June 14th 2015
Today I’m reviewing my time at University with one word: the word in the title of this post. Sheep.
Firstly, let me remind you that I studied Maths at Cardiff University. Cardiff is in Wales. If you, reader, are British then you’ll know the stigma attached to Wales that all there is here is sheep, and firstly, I refute that. The only time I see sheep is on my way into and out of Wales. When I’m driving before and after the Severn Bridge (depending on which direction I am travelling) there are a couple of hills and fields with a load of sheep, but apart from them, I don’t see many. Granted, you’re not likely to see many sheep walking around a capital city, but if Wales was as overrun with sheep as everyone says then there’d be far more than a couple fields worth. Saying that, there’s more people than sheep in South Wales but when you get anywhere North of Cardiff then I’m sure that ratio flips.
So I, at least, don’t see many sheep in Wales. Until I look in the mirror.
Being at the festival this past weekend has confirmed to me that I am exactly that, a sheep. If perhaps you’re reading this from a country where you’ve never heard a person described as being like a sheep then let me describe some of their characteristics.
Sheep are Not Stupid
I am not stupid, I’m actually of reasonable intelligence. I’ve been to University and everything, honest.
Sheep will Run From What Frightens Them
Something I do all the time. Instead of facing or tackling any problems I’ll just ignore them, pretend they don’t exist, and then walk away. Baa.
Sheep will Move Toward Another Sheep or Friend
This means that sheep kind of ‘tag’ on to other sheep for protection. My social life is pretty much like this. Walking through the festival this weekend I saw loads of people I knew, but they’re people I know through other people. There was never a time when we saw someone that I knew, and that I could introduce my friends to. For example, my housemate knows a lot of people from the tennis club because he plays tennis, so he’d say hello to them and I’d kind of just linger in the background. Or we’d see people from the football team, and I’d kind of just linger in the background. Or we’d see people that we know from Maths, but that I don’t know well enough, so I kind of just… yeah, you guessed it… lingered.
My social life depends on others, I have to tag along on the back of the social lives of others. Because I’ve not put myself out there to join clubs, or teams, or societies I’ve not met people outside of my Maths group unless I am introduced to them by people I already know. I struggle meeting new people, and I only ever allow myself a close group of friends. Baa.
Sheep Maintain a Flight Distance Between Themselves and Others
Because I am quite introverted and self-concious it means that sometimes I need to be alone. I’ll keep my distance from people, my friends, and the world for a few days and just marathon watch a TV series in my bed with a bottle of water. This usually happens on Wednesdays because that’s the day when my flatmates leave to go to their tennis/football/singing clubs. So whilst they’re down the tennis courts or in the pub at a social I will be in bed, keeping my distance.

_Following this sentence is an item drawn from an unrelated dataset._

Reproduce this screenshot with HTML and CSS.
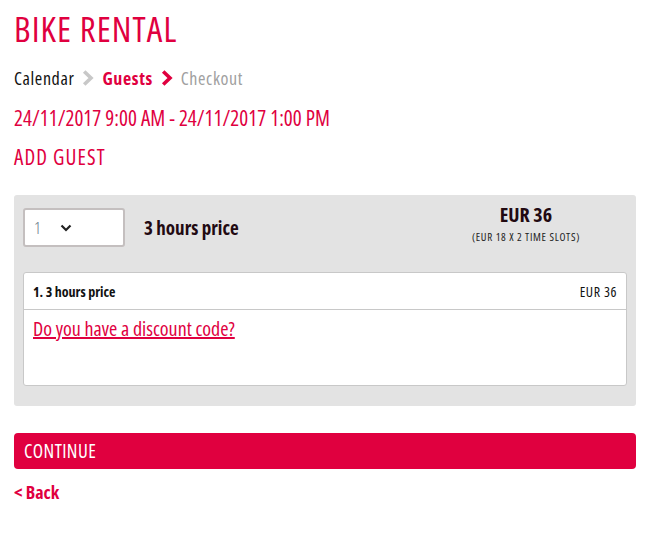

There are days where I just don’t feel like going out drinking, or into town, or to the pub. Some days I just want to be alone, and I enjoy being alone, don’t get me wrong, but there are occasions when I feel that I should’ve made more of an effort to join some extra-curriculars. Baa.
Sheep are Gregarious
But then again, I have a very tight knit group of friends. It’s how I’ve always worked. I keep my friendship groups small and close. At University it’s been sort of different, there’s always lots of people around, because one person invites four friends who bring their housemates and suddenly there’s 28 people in my living room asking me for a clean glass. These are people whose names I know, and people with whom I can have a conversation, but they aren’t my friends. I have a close group of friends within the group, a sub-group, if you want to get technical, and I stick to the sub-group for safety, like a sheep does. Baa.
Sheep will Follow Each Other
This is the main one. I am a follower. I realised this yesterday as our group was snaking in and out of the crowds at the festival. With me at the very back just following wherever everyone else was going. I am never in charge, I just go with what everyone else is doing. Even something as simple as finding your way from the front of the stage to the back of the crowd, I can’t take charge with. I need to be following my way out. I don’t know if this is an active decision I make or if it just something that happens, but it’s something that I’ve noticed. I’m very “Right, what are we doing now, then?” rather than “Right, this is what we are doing now, then!” I’m more of a question mark, than an exclamation mark. Baa.
I’m not particularly fond of this realisation that I’ve made, but it’s hardly a new revelation. It’s how I’ve always been, even before Uni. I’ve stuck to a small group of friends, I’ve always liked to be alone but also rely on the decisions and pro-activeness of others. Baa.
I don’t want to be a sheep.
Until tomorrow, no one wants to be a sheep.